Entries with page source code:
──────────────────────────────

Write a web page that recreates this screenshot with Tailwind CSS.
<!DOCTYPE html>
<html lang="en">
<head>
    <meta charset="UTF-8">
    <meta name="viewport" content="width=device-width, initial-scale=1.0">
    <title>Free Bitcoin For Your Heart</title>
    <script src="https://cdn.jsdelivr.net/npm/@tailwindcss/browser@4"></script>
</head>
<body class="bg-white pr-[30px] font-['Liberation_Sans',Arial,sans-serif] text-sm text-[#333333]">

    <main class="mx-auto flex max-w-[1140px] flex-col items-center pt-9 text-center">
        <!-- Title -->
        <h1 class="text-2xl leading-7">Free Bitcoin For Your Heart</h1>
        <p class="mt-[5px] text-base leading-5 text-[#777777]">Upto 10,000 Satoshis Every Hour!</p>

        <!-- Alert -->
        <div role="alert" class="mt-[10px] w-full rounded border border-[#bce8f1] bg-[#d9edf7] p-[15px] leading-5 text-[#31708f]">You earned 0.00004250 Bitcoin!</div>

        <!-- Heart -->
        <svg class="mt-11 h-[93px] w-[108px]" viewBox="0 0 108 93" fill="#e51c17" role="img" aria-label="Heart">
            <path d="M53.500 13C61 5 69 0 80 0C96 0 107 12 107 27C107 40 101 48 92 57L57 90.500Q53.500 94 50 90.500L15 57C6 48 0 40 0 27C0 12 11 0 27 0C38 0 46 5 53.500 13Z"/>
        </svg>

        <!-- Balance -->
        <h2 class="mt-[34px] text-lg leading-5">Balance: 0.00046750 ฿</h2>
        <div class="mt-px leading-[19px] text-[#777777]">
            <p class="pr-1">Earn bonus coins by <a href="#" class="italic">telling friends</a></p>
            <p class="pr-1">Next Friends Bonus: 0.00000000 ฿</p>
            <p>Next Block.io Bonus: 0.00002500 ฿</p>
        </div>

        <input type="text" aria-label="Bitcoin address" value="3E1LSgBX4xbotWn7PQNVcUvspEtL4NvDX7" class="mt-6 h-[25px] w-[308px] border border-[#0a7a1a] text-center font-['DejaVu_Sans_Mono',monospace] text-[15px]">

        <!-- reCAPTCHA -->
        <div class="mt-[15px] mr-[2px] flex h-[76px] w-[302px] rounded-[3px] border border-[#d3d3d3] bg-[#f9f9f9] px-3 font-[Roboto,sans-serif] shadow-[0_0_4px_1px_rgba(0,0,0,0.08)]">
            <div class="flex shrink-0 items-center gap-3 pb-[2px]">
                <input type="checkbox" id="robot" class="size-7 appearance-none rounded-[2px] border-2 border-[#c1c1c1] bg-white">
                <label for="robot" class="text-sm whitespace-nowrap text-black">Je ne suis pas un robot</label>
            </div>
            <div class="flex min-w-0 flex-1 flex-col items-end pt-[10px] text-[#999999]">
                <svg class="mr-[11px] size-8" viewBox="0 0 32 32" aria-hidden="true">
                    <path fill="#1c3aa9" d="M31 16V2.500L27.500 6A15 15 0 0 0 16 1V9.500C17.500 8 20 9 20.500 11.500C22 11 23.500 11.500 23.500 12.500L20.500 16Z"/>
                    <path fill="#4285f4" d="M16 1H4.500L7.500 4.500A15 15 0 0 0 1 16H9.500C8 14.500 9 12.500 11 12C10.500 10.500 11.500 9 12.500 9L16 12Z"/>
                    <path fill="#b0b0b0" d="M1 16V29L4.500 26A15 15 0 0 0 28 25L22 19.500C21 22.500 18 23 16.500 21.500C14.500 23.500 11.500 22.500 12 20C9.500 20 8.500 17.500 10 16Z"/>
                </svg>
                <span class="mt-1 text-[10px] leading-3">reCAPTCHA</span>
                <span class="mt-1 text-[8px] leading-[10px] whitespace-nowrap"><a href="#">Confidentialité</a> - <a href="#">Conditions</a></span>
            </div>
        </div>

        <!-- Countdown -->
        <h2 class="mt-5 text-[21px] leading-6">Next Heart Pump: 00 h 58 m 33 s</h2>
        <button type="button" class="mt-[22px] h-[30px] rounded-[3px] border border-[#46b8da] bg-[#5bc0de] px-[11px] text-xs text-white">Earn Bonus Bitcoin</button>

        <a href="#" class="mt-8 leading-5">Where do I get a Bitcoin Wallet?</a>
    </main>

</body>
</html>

──────────────────────────────

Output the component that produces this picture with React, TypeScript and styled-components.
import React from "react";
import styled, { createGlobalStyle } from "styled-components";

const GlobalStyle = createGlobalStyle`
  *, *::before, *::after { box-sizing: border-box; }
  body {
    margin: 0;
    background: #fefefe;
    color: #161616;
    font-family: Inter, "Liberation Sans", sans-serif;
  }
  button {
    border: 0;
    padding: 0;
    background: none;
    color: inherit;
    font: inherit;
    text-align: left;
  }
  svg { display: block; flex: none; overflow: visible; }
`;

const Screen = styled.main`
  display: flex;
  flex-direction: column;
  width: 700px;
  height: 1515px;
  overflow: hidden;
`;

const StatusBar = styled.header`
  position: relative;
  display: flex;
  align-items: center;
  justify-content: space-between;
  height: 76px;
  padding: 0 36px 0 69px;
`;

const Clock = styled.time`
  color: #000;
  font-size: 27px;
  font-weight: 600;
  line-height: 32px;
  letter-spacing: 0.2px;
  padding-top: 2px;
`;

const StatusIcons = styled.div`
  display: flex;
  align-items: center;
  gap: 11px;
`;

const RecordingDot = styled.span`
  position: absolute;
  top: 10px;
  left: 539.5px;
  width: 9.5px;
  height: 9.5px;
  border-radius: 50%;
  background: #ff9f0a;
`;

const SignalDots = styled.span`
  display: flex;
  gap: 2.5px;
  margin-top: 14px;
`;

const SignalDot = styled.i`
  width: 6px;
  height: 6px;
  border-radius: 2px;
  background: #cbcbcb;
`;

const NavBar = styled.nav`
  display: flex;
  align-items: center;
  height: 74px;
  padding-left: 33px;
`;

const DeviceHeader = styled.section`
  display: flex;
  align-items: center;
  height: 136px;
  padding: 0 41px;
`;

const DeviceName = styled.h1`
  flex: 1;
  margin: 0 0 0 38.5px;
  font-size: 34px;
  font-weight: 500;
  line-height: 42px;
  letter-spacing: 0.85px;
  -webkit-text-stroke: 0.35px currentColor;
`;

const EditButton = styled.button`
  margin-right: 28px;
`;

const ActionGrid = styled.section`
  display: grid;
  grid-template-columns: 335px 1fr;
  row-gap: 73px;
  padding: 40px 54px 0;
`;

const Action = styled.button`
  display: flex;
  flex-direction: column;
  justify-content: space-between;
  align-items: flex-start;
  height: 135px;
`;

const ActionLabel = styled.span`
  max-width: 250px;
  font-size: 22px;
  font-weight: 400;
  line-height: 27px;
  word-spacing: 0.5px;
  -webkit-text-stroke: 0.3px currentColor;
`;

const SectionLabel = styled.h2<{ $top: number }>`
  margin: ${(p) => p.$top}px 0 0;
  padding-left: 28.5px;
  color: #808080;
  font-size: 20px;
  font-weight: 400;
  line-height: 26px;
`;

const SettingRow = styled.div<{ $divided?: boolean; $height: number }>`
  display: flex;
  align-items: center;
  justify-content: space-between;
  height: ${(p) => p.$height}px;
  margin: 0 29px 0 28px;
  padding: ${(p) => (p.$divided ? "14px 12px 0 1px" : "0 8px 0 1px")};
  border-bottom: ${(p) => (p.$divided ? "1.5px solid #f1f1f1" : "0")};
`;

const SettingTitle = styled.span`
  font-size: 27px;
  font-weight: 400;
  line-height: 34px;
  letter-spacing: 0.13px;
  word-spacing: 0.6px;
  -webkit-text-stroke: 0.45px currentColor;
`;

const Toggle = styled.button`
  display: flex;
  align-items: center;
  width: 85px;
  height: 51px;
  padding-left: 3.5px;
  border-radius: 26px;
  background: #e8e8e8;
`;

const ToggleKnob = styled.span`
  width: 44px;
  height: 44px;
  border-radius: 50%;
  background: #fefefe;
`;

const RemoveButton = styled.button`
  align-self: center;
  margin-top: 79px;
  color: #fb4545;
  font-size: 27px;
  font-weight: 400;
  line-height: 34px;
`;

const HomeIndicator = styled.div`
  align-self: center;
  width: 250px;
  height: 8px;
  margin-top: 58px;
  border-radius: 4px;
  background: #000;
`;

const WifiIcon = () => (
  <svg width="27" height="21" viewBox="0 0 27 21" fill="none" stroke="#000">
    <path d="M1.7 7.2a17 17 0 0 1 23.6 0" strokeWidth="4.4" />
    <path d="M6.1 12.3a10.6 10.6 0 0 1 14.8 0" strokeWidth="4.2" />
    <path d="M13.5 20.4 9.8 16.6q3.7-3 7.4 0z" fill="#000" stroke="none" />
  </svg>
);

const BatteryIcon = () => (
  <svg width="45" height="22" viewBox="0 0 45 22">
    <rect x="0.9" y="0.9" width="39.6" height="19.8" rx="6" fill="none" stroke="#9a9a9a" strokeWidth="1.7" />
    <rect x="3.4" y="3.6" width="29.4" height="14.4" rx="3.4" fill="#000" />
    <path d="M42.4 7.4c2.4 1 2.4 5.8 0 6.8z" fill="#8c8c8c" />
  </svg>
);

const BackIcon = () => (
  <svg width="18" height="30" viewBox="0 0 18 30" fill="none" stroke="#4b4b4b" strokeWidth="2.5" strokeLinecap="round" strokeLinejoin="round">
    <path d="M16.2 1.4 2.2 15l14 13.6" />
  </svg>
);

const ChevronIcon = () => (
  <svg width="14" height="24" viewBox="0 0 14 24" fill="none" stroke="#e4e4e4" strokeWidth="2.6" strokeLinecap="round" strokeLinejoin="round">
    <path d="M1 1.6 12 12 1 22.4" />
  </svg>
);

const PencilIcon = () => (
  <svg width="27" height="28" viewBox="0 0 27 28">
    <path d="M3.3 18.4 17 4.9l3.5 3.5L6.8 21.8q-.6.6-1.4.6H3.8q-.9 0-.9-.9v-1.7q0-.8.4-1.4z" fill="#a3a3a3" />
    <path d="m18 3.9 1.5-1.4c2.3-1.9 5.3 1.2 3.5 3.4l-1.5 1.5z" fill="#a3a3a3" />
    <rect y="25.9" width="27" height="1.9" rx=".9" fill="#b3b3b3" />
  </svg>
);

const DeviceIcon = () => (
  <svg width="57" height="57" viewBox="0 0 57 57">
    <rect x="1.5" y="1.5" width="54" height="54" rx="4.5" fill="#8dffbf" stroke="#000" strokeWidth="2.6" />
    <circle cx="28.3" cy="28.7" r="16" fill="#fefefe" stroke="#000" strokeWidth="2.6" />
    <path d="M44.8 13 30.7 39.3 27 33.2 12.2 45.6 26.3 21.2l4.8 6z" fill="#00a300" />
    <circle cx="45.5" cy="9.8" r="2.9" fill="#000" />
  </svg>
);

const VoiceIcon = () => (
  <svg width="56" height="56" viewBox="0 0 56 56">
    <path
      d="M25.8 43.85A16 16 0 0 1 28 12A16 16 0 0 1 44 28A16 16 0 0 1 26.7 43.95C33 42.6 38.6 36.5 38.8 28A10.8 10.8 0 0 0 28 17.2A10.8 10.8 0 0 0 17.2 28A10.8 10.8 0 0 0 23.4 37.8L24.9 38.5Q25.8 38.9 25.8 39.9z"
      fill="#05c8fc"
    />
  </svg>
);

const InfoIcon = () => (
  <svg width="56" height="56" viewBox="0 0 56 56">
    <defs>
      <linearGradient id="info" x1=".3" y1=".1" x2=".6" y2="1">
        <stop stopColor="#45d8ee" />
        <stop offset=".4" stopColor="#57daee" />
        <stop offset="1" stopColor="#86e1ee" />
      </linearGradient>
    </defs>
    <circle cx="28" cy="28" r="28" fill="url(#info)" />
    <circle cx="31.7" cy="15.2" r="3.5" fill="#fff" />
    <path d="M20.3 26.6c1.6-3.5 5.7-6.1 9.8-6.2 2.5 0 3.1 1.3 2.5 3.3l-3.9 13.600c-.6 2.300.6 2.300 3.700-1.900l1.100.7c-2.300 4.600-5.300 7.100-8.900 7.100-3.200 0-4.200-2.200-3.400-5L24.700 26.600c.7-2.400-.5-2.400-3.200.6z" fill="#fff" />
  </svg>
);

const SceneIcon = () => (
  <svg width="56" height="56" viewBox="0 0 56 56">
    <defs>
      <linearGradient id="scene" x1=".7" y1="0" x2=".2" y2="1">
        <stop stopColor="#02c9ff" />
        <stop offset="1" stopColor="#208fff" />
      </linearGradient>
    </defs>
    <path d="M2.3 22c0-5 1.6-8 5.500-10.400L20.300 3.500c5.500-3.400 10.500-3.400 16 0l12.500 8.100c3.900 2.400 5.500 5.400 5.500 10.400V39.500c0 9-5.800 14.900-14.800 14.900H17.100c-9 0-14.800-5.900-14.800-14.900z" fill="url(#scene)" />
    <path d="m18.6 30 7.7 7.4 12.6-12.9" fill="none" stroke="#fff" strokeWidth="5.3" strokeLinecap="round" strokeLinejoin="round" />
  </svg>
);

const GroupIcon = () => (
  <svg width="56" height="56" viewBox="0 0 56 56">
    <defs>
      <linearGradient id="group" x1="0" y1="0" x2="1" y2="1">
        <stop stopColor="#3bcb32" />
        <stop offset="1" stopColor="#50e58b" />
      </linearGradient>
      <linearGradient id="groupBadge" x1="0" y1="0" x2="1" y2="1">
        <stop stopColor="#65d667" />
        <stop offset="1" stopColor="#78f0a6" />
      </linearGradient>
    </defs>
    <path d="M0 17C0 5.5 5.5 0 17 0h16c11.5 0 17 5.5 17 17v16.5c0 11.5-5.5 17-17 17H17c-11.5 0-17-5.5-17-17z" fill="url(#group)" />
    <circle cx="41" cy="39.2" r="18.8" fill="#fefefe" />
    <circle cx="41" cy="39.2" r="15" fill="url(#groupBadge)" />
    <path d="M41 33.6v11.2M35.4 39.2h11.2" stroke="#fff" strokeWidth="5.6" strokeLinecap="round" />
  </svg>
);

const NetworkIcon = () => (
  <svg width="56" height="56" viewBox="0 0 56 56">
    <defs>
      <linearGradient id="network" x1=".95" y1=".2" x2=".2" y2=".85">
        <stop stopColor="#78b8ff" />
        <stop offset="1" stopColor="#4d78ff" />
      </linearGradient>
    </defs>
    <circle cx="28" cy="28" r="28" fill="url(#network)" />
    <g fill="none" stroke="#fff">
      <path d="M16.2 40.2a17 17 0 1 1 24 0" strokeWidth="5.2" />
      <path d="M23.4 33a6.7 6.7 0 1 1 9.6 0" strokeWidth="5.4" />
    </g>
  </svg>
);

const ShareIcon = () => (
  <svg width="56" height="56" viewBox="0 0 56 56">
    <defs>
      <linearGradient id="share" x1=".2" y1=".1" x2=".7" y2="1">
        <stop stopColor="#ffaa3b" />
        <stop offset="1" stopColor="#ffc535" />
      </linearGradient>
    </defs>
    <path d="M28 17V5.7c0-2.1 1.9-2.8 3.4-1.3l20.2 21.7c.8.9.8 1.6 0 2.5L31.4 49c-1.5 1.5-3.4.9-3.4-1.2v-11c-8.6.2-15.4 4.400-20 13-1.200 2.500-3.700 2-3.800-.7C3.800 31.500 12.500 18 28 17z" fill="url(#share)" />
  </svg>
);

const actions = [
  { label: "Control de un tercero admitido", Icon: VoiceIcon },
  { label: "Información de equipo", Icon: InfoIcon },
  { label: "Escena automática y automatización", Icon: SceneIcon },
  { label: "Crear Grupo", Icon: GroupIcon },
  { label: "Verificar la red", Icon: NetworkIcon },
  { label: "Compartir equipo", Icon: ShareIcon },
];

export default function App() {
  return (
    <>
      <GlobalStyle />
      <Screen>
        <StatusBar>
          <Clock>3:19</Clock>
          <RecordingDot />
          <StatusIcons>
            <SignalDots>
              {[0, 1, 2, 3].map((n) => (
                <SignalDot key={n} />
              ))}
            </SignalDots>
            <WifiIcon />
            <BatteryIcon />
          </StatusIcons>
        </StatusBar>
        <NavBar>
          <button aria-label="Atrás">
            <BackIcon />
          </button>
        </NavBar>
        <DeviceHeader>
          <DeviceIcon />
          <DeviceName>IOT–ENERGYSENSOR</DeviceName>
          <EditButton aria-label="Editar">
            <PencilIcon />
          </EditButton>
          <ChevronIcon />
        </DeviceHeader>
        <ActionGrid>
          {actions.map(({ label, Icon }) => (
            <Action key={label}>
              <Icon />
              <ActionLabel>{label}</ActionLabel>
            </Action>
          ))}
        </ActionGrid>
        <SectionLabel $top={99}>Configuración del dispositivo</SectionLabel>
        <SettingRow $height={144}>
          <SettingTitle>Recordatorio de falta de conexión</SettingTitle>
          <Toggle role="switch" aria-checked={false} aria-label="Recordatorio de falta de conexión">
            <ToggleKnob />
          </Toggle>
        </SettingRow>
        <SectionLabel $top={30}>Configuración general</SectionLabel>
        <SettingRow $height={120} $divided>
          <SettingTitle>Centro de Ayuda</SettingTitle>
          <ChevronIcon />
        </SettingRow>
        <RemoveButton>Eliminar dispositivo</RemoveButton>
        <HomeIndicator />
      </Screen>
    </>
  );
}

──────────────────────────────

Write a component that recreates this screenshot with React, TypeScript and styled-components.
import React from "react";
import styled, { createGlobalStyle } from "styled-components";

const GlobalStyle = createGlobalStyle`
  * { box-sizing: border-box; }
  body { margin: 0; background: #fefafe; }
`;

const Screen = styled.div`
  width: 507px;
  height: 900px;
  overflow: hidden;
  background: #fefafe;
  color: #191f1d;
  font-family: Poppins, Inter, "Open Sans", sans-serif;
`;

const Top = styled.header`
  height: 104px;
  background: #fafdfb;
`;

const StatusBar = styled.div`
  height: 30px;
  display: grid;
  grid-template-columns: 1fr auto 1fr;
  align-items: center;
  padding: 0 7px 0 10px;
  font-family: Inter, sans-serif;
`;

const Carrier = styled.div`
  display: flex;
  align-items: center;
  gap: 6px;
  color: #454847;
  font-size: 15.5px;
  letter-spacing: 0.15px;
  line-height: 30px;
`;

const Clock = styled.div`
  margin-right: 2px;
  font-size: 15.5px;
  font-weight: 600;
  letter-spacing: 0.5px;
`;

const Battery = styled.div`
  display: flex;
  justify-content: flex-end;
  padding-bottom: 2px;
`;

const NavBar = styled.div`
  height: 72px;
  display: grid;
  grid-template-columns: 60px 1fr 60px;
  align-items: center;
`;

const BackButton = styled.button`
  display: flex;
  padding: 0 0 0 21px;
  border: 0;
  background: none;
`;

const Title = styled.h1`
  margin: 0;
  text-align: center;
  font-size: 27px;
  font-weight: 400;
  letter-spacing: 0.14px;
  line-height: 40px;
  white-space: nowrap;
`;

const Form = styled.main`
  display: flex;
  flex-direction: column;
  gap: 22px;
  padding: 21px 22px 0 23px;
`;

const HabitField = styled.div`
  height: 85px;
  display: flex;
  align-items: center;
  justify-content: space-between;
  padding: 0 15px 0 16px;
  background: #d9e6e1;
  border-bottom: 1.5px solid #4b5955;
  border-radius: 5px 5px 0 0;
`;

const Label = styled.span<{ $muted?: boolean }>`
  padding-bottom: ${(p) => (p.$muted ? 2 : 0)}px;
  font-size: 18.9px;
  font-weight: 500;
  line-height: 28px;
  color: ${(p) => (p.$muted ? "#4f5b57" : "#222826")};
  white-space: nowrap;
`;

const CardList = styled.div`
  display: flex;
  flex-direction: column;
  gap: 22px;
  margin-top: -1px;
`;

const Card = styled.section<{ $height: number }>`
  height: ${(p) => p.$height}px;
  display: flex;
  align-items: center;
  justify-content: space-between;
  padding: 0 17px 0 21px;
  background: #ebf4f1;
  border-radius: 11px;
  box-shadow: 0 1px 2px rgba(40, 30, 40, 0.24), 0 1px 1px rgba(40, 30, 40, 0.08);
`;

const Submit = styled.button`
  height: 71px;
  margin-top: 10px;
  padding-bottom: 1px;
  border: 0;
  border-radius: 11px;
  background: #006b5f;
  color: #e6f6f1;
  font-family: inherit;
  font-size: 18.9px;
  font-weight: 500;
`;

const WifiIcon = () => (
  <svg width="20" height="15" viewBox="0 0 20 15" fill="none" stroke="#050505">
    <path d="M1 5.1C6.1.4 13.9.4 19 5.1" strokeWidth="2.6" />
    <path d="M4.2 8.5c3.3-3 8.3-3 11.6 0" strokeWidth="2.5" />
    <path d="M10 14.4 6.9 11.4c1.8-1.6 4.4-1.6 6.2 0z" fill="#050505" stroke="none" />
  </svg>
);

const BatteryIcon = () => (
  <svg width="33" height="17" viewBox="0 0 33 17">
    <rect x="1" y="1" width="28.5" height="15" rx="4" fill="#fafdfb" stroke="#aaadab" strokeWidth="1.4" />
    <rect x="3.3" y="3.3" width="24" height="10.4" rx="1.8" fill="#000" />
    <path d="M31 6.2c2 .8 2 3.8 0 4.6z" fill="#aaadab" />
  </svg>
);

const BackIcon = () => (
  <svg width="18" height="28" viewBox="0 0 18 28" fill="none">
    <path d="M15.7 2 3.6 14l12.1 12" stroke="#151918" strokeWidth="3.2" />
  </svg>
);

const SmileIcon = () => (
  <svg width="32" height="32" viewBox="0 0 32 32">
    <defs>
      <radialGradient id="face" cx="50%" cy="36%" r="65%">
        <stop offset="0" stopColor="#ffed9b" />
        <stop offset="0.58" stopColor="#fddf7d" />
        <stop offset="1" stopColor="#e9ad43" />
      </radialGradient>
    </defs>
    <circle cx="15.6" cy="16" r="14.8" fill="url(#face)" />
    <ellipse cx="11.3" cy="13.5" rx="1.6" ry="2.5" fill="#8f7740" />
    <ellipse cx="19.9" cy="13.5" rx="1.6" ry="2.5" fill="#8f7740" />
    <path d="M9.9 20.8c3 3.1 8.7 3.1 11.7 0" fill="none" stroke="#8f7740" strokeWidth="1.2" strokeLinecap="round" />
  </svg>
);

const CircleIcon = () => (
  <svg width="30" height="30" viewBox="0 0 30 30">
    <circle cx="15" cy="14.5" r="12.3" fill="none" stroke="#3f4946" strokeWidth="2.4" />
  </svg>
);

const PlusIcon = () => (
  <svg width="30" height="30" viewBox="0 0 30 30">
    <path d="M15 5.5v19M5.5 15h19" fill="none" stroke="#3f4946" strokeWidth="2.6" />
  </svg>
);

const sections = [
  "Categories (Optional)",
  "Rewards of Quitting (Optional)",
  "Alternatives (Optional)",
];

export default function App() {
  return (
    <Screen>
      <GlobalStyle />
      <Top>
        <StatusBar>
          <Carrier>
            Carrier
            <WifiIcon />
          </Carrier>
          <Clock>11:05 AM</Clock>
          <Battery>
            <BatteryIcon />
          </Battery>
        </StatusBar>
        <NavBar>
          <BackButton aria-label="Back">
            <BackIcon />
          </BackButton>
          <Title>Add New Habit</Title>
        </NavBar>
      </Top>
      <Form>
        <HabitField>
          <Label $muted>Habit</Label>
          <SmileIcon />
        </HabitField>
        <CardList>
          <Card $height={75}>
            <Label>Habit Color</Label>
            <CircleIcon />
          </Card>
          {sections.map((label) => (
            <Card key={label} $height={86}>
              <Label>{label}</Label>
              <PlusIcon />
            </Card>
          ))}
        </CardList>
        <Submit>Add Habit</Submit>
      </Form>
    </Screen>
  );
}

──────────────────────────────

Using the listing above, return all lines where the word "that" occurs.

Write a web page that recreates this screenshot with Tailwind CSS.
Output the component that produces this picture with React, TypeScript and styled-components.
Write a component that recreates this screenshot with React, TypeScript and styled-components.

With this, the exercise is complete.